I’ve always loved Medjool dates. Growing up in the Westwood area of Los Angeles where there is a sizable Persian community and many Middle Eastern grocery stores, my dad would always stock our house with the largest, moistest Medjool dates. Medjool dates are sweet enough on their own, but to take their decadence to the next level for an over the top sweet treat, I decided to stuff them w/ nut butter and coat them in chocolate. The result is an indulgent yet healthy(ish) sweet treat that I think is best enjoyed with coffee or espresso as an afternoon pick me up. They’re easy to make, look fancy and would be nice as a homemade gift as well. Enjoy!
Servings: 6 dates
- 6 medjool dates
- Almond butter or nut butter of your choice – about 1-2 tbspn
- 1/2 cup of chocolate chips/ chunks or bar – I used vegan brand Hu chocolate gems
- Optional toppings: Coconut shreds, nuts, cacao nibs, sea salt
- Open each medjool date and stuff it with nut butter as pictured below
- Put the stuffed dates in freezer for 10-15 minutes
- In a small saucepan on low heat, heat the chocolate and stir frequently.

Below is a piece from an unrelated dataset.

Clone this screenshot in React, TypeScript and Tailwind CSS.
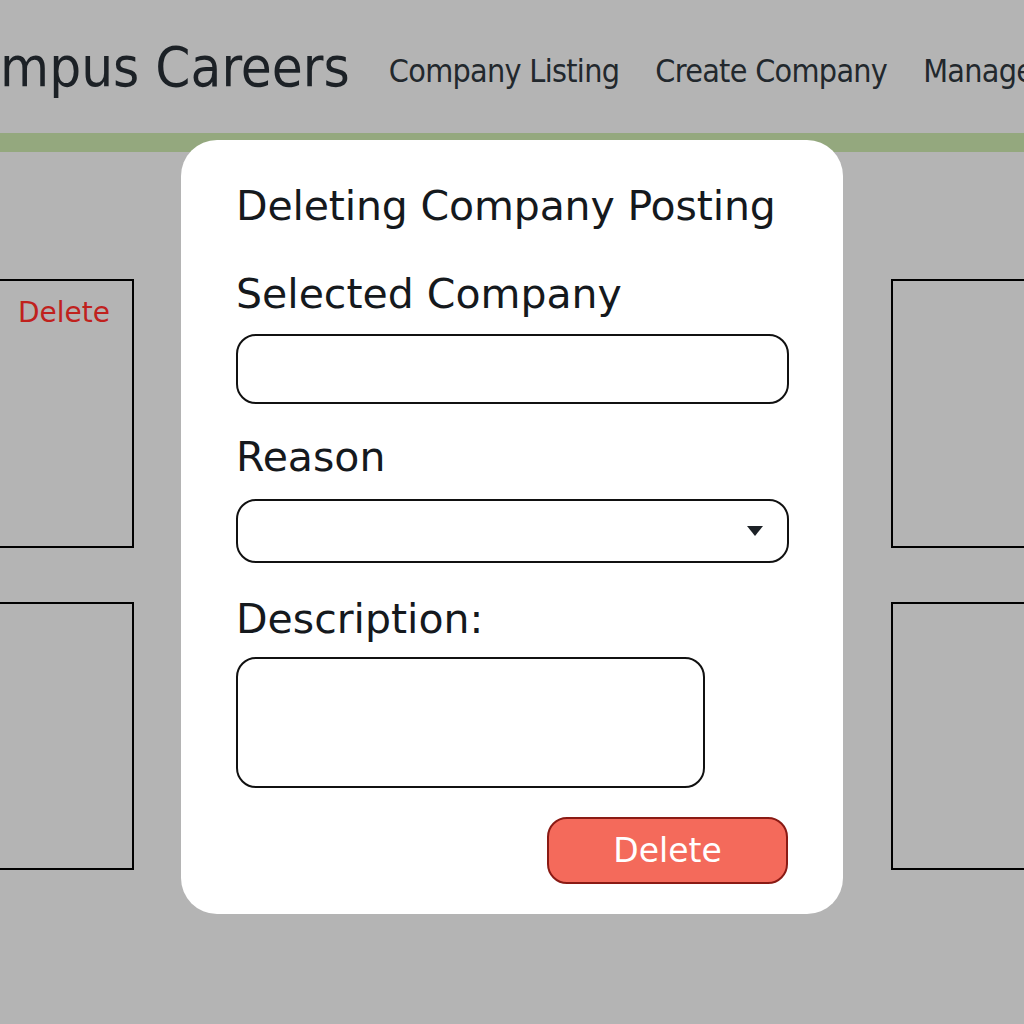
import React from "react";

const font = { fontFamily: '"DejaVu Sans", "Noto Sans", sans-serif' };
const condensed = { fontFamily: '"DejaVu Sans Condensed", "DejaVu Sans", sans-serif', fontStretch: "condensed" as const };

export default function App() {
  return (
    <div className="relative w-[1024px] h-[1024px] overflow-hidden bg-[#b4b4b4]" style={font}>
      <header className="h-[133px] flex items-center whitespace-nowrap" style={condensed}>
        <div className="ml-[-66px] text-[56px] text-[#1c2126] leading-none">Campus Careers</div>
        <nav className="flex items-center gap-[36px] ml-[39px] mt-[8px] text-[32px] tracking-[-0.7px] text-[#22282d] leading-none">
          <span>Company Listing</span>
          <span>Create Company</span>
          <span>Manage Companies</span>
        </nav>
      </header>
      <div className="h-[19px] bg-[#94a87e]" />
      <main className="pt-[127px] flex flex-col gap-[54px]">
        <div className="flex justify-between h-[269px]">
          <div className="ml-[-166px] w-[300px] border-2 border-black relative">
            <span className="absolute right-[22px] top-[11px] text-[28px] text-[#c0211d]">Delete</span>
          </div>
          <div className="mr-[-167px] w-[300px] border-2 border-black" />
        </div>
        <div className="flex justify-between h-[268px]">
          <div className="ml-[-166px] w-[300px] border-2 border-black" />
          <div className="mr-[-167px] w-[300px] border-2 border-black" />
        </div>
      </main>
      <div className="absolute left-[181px] top-[140px] w-[662px] h-[774px] bg-white rounded-[36px] px-[55px] pt-[38px] flex flex-col text-[#15191d]">
        <h2 className="text-[41px] tracking-[-0.15px] leading-[56px]">Deleting Company Posting</h2>
        <label className="mt-[38px] text-[41px] leading-[44px]">Selected Company</label>
        <div className="mt-[18px] h-[70px] w-[553px] border-2 border-[#111] rounded-[20px]" />
        <label className="mt-[31px] text-[41px] leading-[44px]">Reason</label>
        <div className="mt-[20px] h-[64px] w-[553px] border-2 border-[#111] rounded-[20px] flex items-center justify-end pr-[24px]">
          <svg width="16" height="10" viewBox="0 0 16 10"><path d="M0 0 H16 L8 10 Z" fill="#1c2126" /></svg>
        </div>
        <label className="mt-[34px] text-[41px] leading-[44px]">Description:</label>
        <div className="mt-[16px] h-[131px] w-[469px] border-2 border-[#111] rounded-[20px]" />
        <div className="mt-[29px] flex justify-end">
          <button className="w-[241px] h-[67px] bg-[#f46a5b] border-2 border-[#8a1a14] rounded-[20px] text-white text-[33px] leading-none">Delete</button>
        </div>
      </div>
    </div>
  );
}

You should get a delicious melted chocolate in just about 1 minute.
- Line a plate or container with parchment paper
- With a fork (or with you hand but careful as the chocolate is hot), dip each stuffed date until it’s fully coated in the chocolate and place on parchment paper.
- Coat with toppings of your choice such as any nut, coconut shreds, seeds, cacao nibs etc.
- Place in fridge for 10-15 minutes for chocolate to set.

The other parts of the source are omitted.